As an example of controller-type-specific commands issued by the HBA, consider the RA8000 and RA4000 series RAID controllers. With the RA8000 (HSG80) fail over is accomplished in active/active mode by issuing a SCSI “Start Unit” command to the non-owning controllers representation of the LUNs to be transferred. This command may have different results in other systems. In the RA4000 (Active-Standby model) fail over is accomplished by issuing a vendor unique SCSI-over-Fibre-Channel command to tell the inactive controller to become active, and tell the active controller to become standby. It is expected that future RAID controllers may utilize failover control sequences different from either of these sequences; firmware of the HBA is embodied in electrically alterable memory to permit it to be updated as necessary to support these future RAID controllers without requiring its removal from a host computer system.
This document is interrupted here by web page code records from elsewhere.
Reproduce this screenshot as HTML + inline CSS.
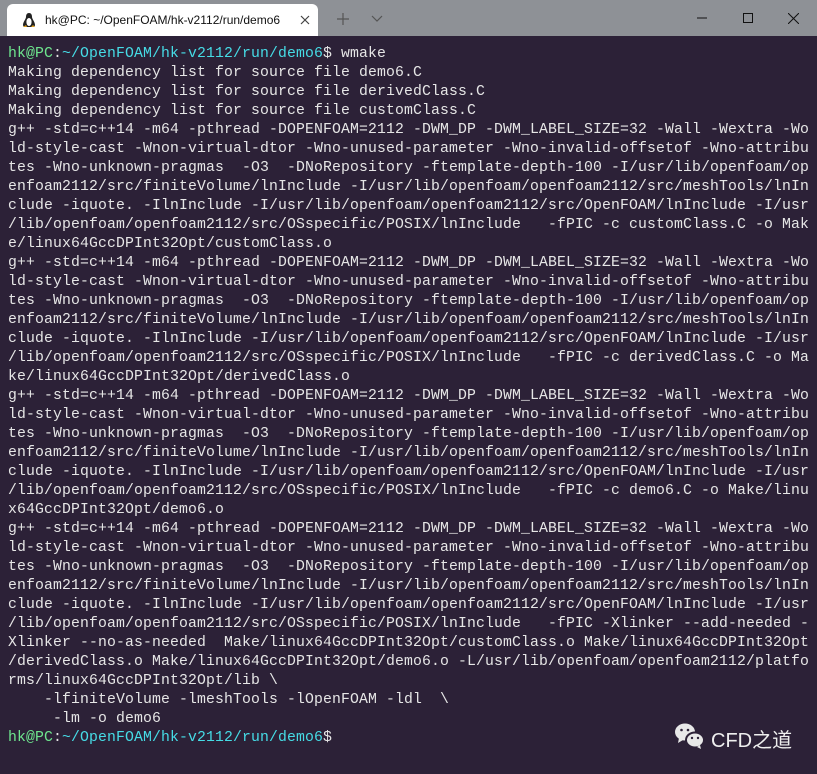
<!DOCTYPE html>
<html><head><meta charset="utf-8"><style>
*{margin:0;padding:0}
body{width:817px;height:774px;overflow:hidden;background:#2c2137;position:relative;font-family:"Liberation Sans",sans-serif}
#bar{position:absolute;left:0;top:0;width:817px;height:36px;background:#8e9196}
#tab{position:absolute;left:7px;top:4px;width:311px;height:32px;background:#fff;border-radius:6px 6px 0 0}
#tab .t{position:absolute;left:38px;top:9px;font-size:12px;color:#111}
pre{position:absolute;left:8px;top:45px;font-family:"Liberation Mono",monospace;font-size:14.8px;letter-spacing:0.12px;line-height:19px;color:#e6e6e6;white-space:pre}
.g{color:#6ee58e}.c{color:#46dce6}
</style></head><body>
<div id="bar"></div>
<div id="tab">
<svg style="position:absolute;left:14px;top:8px" width="16" height="17" viewBox="0 0 16 17"><path d="M8 1c-2 0-3 1.5-3 4 0 2-3 5-3 8 0 1 1 2 2 2h8c1 0 2-1 2-2 0-3-3-6-3-8 0-2.5-1-4-3-4z" fill="#222"/><ellipse cx="8" cy="10" rx="2.6" ry="4" fill="#fff"/><path d="M2 15h4l-1-2zM10 15h4l-2-2z" fill="#e0a020"/></svg>
<div class="t">hk@PC: ~/OpenFOAM/hk-v2112/run/demo6</div>
<svg style="position:absolute;left:293px;top:11px" width="10" height="10"><path d="M1 1L9 9M9 1L1 9" stroke="#444" stroke-width="1.2"/></svg>
</div>
<svg style="position:absolute;left:337px;top:13px" width="12" height="12"><path d="M6 0V12M0 6H12" stroke="#555" stroke-width="1.2"/></svg>
<svg style="position:absolute;left:371px;top:15px" width="12" height="8"><path d="M1 1L6 6L11 1" stroke="#555" fill="none" stroke-width="1.2"/></svg>
<svg style="position:absolute;left:697px;top:17px" width="10" height="2"><path d="M0 1H10" stroke="#111" stroke-width="1"/></svg>
<svg style="position:absolute;left:743px;top:13px" width="10" height="10"><rect x=".5" y=".5" width="9" height="9" stroke="#111" fill="none"/></svg>
<svg style="position:absolute;left:788px;top:13px" width="11" height="11"><path d="M0 0L11 11M11 0L0 11" stroke="#111" stroke-width="1"/></svg>
<pre><span class="g">hk@PC</span>:<span class="c">~/OpenFOAM/hk-v2112/run/demo6</span>$ wmake
Making dependency list for source file demo6.C
Making dependency list for source file derivedClass.C
Making dependency list for source file customClass.C
g++ -std=c++14 -m64 -pthread -DOPENFOAM=2112 -DWM_DP -DWM_LABEL_SIZE=32 -Wall -Wextra -Wo
ld-style-cast -Wnon-virtual-dtor -Wno-unused-parameter -Wno-invalid-offsetof -Wno-attribu
tes -Wno-unknown-pragmas  -O3  -DNoRepository -ftemplate-depth-100 -I/usr/lib/openfoam/op
enfoam2112/src/finiteVolume/lnInclude -I/usr/lib/openfoam/openfoam2112/src/meshTools/lnIn
clude -iquote. -IlnInclude -I/usr/lib/openfoam/openfoam2112/src/OpenFOAM/lnInclude -I/usr
/lib/openfoam/openfoam2112/src/OSspecific/POSIX/lnInclude   -fPIC -c customClass.C -o Mak
e/linux64GccDPInt32Opt/customClass.o
g++ -std=c++14 -m64 -pthread -DOPENFOAM=2112 -DWM_DP -DWM_LABEL_SIZE=32 -Wall -Wextra -Wo
ld-style-cast -Wnon-virtual-dtor -Wno-unused-parameter -Wno-invalid-offsetof -Wno-attribu
tes -Wno-unknown-pragmas  -O3  -DNoRepository -ftemplate-depth-100 -I/usr/lib/openfoam/op
enfoam2112/src/finiteVolume/lnInclude -I/usr/lib/openfoam/openfoam2112/src/meshTools/lnIn
clude -iquote. -IlnInclude -I/usr/lib/openfoam/openfoam2112/src/OpenFOAM/lnInclude -I/usr
/lib/openfoam/openfoam2112/src/OSspecific/POSIX/lnInclude   -fPIC -c derivedClass.C -o Ma
ke/linux64GccDPInt32Opt/derivedClass.o
g++ -std=c++14 -m64 -pthread -DOPENFOAM=2112 -DWM_DP -DWM_LABEL_SIZE=32 -Wall -Wextra -Wo
ld-style-cast -Wnon-virtual-dtor -Wno-unused-parameter -Wno-invalid-offsetof -Wno-attribu
tes -Wno-unknown-pragmas  -O3  -DNoRepository -ftemplate-depth-100 -I/usr/lib/openfoam/op
enfoam2112/src/finiteVolume/lnInclude -I/usr/lib/openfoam/openfoam2112/src/meshTools/lnIn
clude -iquote. -IlnInclude -I/usr/lib/openfoam/openfoam2112/src/OpenFOAM/lnInclude -I/usr
/lib/openfoam/openfoam2112/src/OSspecific/POSIX/lnInclude   -fPIC -c demo6.C -o Make/linu
x64GccDPInt32Opt/demo6.o
g++ -std=c++14 -m64 -pthread -DOPENFOAM=2112 -DWM_DP -DWM_LABEL_SIZE=32 -Wall -Wextra -Wo
ld-style-cast -Wnon-virtual-dtor -Wno-unused-parameter -Wno-invalid-offsetof -Wno-attribu
tes -Wno-unknown-pragmas  -O3  -DNoRepository -ftemplate-depth-100 -I/usr/lib/openfoam/op
enfoam2112/src/finiteVolume/lnInclude -I/usr/lib/openfoam/openfoam2112/src/meshTools/lnIn
clude -iquote. -IlnInclude -I/usr/lib/openfoam/openfoam2112/src/OpenFOAM/lnInclude -I/usr
/lib/openfoam/openfoam2112/src/OSspecific/POSIX/lnInclude   -fPIC -Xlinker --add-needed -
Xlinker --no-as-needed  Make/linux64GccDPInt32Opt/customClass.o Make/linux64GccDPInt32Opt
/derivedClass.o Make/linux64GccDPInt32Opt/demo6.o -L/usr/lib/openfoam/openfoam2112/platfo
rms/linux64GccDPInt32Opt/lib \
    -lfiniteVolume -lmeshTools -lOpenFOAM -ldl  \
     -lm -o demo6
<span class="g">hk@PC</span>:<span class="c">~/OpenFOAM/hk-v2112/run/demo6</span>$</pre>
<svg style="position:absolute;left:674px;top:722px" width="32" height="30" viewBox="0 0 32 30"><ellipse cx="11" cy="10" rx="10" ry="8.5" fill="#e8e8e8"/><path d="M5 16l-1 5 5-3z" fill="#e8e8e8"/><ellipse cx="21" cy="18" rx="9" ry="7.5" fill="#e8e8e8" stroke="#2c2137" stroke-width="2"/><path d="M26 23l1 4-4-2z" fill="#e8e8e8"/><circle cx="7.5" cy="8" r="1.3" fill="#2c2137"/><circle cx="14" cy="8" r="1.3" fill="#2c2137"/><circle cx="18" cy="16" r="1.2" fill="#2c2137"/><circle cx="24" cy="16" r="1.2" fill="#2c2137"/></svg>
<div style="position:absolute;left:711px;top:724px;font-family:'Liberation Sans','Noto Sans CJK SC',sans-serif;font-size:20px;color:#eee">CFD之道</div>
</body></html>
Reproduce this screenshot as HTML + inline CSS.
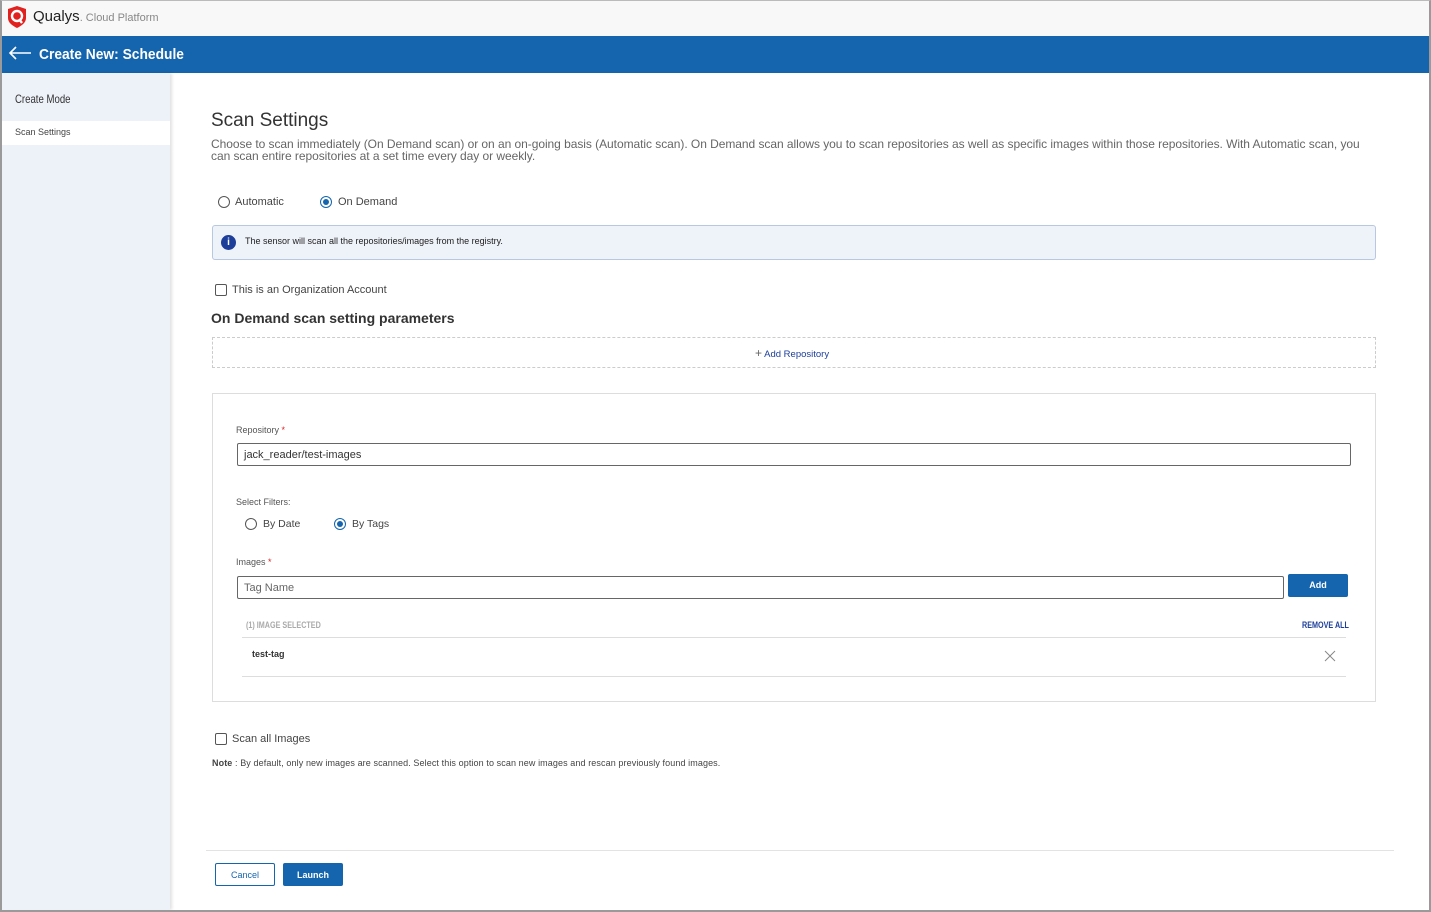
<!DOCTYPE html>
<html><head><meta charset="utf-8"><style>
*{box-sizing:border-box;margin:0;padding:0}
body{width:1431px;height:912px;overflow:hidden;font-family:"Liberation Sans",sans-serif;background:#fff;position:relative;color:#333}
.frame{position:absolute;left:0;top:0;width:1431px;height:912px;border:2px solid #9a9a9a;border-top:1px solid #bbb;pointer-events:none;z-index:10}
.top{position:absolute;left:0;top:0;width:1431px;height:36px;background:#f8f8f8}
.bar{position:absolute;left:0;top:36px;width:1431px;height:37px;background:#1565ae;color:#fff}
.side{position:absolute;left:2px;top:73px;width:168px;height:837px;background:#edf1f8;box-shadow:2px 0 3px rgba(0,0,0,.12)}
.a{position:absolute;white-space:nowrap}
.radio{position:absolute;width:12px;height:12px;border:1px solid #555;border-radius:50%}
.radio.on{border-color:#1565ae}
.radio.on::after{content:"";position:absolute;left:2px;top:2px;width:6px;height:6px;border-radius:50%;background:#1565ae}
.cb{position:absolute;width:12px;height:12px;border:1px solid #555;border-radius:2px}
.input{position:absolute;border:1px solid #666;border-radius:2px;height:23px;font-size:11px;padding:5px 6px;color:#333}
</style></head><body>
<div class="top"></div>
<svg class="a" style="left:6px;top:5px" width="22" height="24" viewBox="0 0 22 24"><path d="M11 1 L20 4 V13 C20 18 15 21 11 23 C7 21 2 18 2 13 V4 Z" fill="#e0211d"/><circle cx="11" cy="11" r="5" fill="none" stroke="#fff" stroke-width="2.4"/><path d="M13 14 L16 18" stroke="#fff" stroke-width="2.4"/></svg>
<div class="a" style="left:33px;top:8px;font-size:15px;color:#222">Qualys<span style="font-size:11px;color:#888">. Cloud Platform</span></div>
<div class="bar">
<svg class="a" style="left:8px;top:10px" width="24" height="14" viewBox="0 0 24 14"><path d="M23 7 H2 M8 1 L2 7 L8 13" stroke="#fff" stroke-width="1.6" fill="none"/></svg>
<div class="a" style="left:39px;top:10px;font-size:15px;font-weight:bold;transform:scaleX(.92);transform-origin:left">Create New: Schedule</div>
</div>
<div class="side">
<div class="a" style="left:13px;top:19px;font-size:12px;color:#333;transform:scaleX(.8);transform-origin:left">Create Mode</div>
<div class="a" style="left:0;top:48px;width:168px;height:24px;background:#fff"></div>
<div class="a" style="left:13px;top:54px;font-size:9px;color:#444">Scan Settings</div>
</div>
<div class="a" style="left:211px;top:110px;font-size:19px;color:#333">Scan Settings</div>
<div class="a" style="left:211px;top:138px;width:1170px;font-size:12px;color:#666;line-height:12px;white-space:normal;letter-spacing:-0.05px">Choose to scan immediately (On Demand scan) or on an on-going basis (Automatic scan). On Demand scan allows you to scan repositories as well as specific images within those repositories. With Automatic scan, you can scan entire repositories at a set time every day or weekly.</div>
<div class="radio" style="left:218px;top:196px"></div><div class="a" style="left:235px;top:196px;font-size:11px;color:#444">Automatic</div>
<div class="radio on" style="left:320px;top:196px"></div><div class="a" style="left:338px;top:196px;font-size:11px;color:#444">On Demand</div>
<div class="a" style="left:212px;top:225px;width:1164px;height:35px;background:#eef2f9;border:1px solid #b8c8e0;border-radius:3px"></div>
<div class="a" style="left:221px;top:235px;width:15px;height:15px;border-radius:50%;background:#1d3f9a;color:#fff;font-size:10px;font-weight:bold;text-align:center;line-height:15px">i</div>
<div class="a" style="left:245px;top:236px;font-size:9px;color:#222">The sensor will scan all the repositories/images from the registry.</div>
<div class="cb" style="left:215px;top:284px"></div><div class="a" style="left:232px;top:284px;font-size:11px;color:#444">This is an Organization Account</div>
<div class="a" style="left:211px;top:310px;font-size:14px;color:#333;font-weight:bold">On Demand scan setting parameters</div>
<div class="a" style="left:212px;top:337px;width:1164px;height:31px;border:1px dashed #ccc"></div>
<div class="a" style="left:755px;top:346px;font-size:9.5px;color:#1d3f9a"><span style="font-size:12px;color:#666">+</span> Add Repository</div>
<div class="a" style="left:212px;top:393px;width:1164px;height:309px;border:1px solid #ddd"></div>
<div class="a" style="left:236px;top:425px;font-size:9px;color:#555">Repository <span style="color:#d22">*</span></div>
<div class="input" style="left:237px;top:443px;width:1114px">jack_reader/test-images</div>
<div class="a" style="left:236px;top:497px;font-size:9px;color:#555">Select Filters:</div>
<div class="radio" style="left:245px;top:518px"></div><div class="a" style="left:263px;top:518px;font-size:10.5px;color:#444">By Date</div>
<div class="radio on" style="left:334px;top:518px"></div><div class="a" style="left:352px;top:518px;font-size:10.5px;color:#444">By Tags</div>
<div class="a" style="left:236px;top:557px;font-size:9px;color:#555">Images <span style="color:#d22">*</span></div>
<div class="input" style="left:237px;top:576px;width:1047px;color:#666">Tag Name</div>
<div class="a" style="left:1288px;top:574px;width:60px;height:23px;background:#1565ae;border-radius:2px;color:#fff;font-size:9px;font-weight:bold;text-align:center;line-height:23px">Add</div>
<div class="a" style="left:246px;top:620px;font-size:9px;color:#aaa;font-weight:bold;transform:scaleX(.8);transform-origin:left">(1) IMAGE SELECTED</div>
<div class="a" style="left:1302px;top:620px;font-size:9px;color:#1d3f9a;font-weight:bold;transform:scaleX(.8);transform-origin:left">REMOVE ALL</div>
<div class="a" style="left:242px;top:637px;width:1104px;height:1px;background:#ddd"></div>
<div class="a" style="left:252px;top:649px;font-size:9px;color:#333;font-weight:bold">test-tag</div>
<svg class="a" style="left:1324px;top:650px" width="12" height="12"><path d="M1 1L11 11M11 1L1 11" stroke="#888" stroke-width="1"/></svg>
<div class="a" style="left:242px;top:676px;width:1104px;height:1px;background:#ddd"></div>
<div class="cb" style="left:215px;top:733px"></div><div class="a" style="left:232px;top:733px;font-size:11px;color:#444">Scan all Images</div>
<div class="a" style="left:212px;top:758px;font-size:9px;color:#444;letter-spacing:.1px"><b>Note</b> : By default, only new images are scanned. Select this option to scan new images and rescan previously found images.</div>
<div class="a" style="left:206px;top:850px;width:1188px;height:1px;background:#e3e3e3"></div>
<div class="a" style="left:215px;top:863px;width:60px;height:23px;border:1px solid #1565ae;border-radius:2px;color:#1565ae;font-size:9px;text-align:center;line-height:23px">Cancel</div>
<div class="a" style="left:283px;top:863px;width:60px;height:23px;background:#1565ae;border-radius:2px;color:#fff;font-size:9px;font-weight:bold;text-align:center;line-height:25px">Launch</div>
<div class="frame"></div>
</body></html>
A computer program product is any machine-readable media, such as an EPROM, ROM, RAM, DRAM, disk memory, or tape, having recorded on it computer readable code that, when read by and executed on a computer, instructs that computer to perform a particular function or sequence of functions. A computer having the code loaded on it includes a computer program product because it incorporates DRAM and/or disk memory having the code recorded in it. It is anticipated that the debugger of the present invention will be distributed as a program product. Similarly, a host bus adapter having particular firmware loaded upon it is also a computer program product because it incorporates memory having the firmware recorded in it.

While the invention has been particularly shown and described with reference to a preferred embodiment thereof, it will be understood by those skilled in the art that various other changes in the form and details may be made without departing from the spirit and scope of the invention.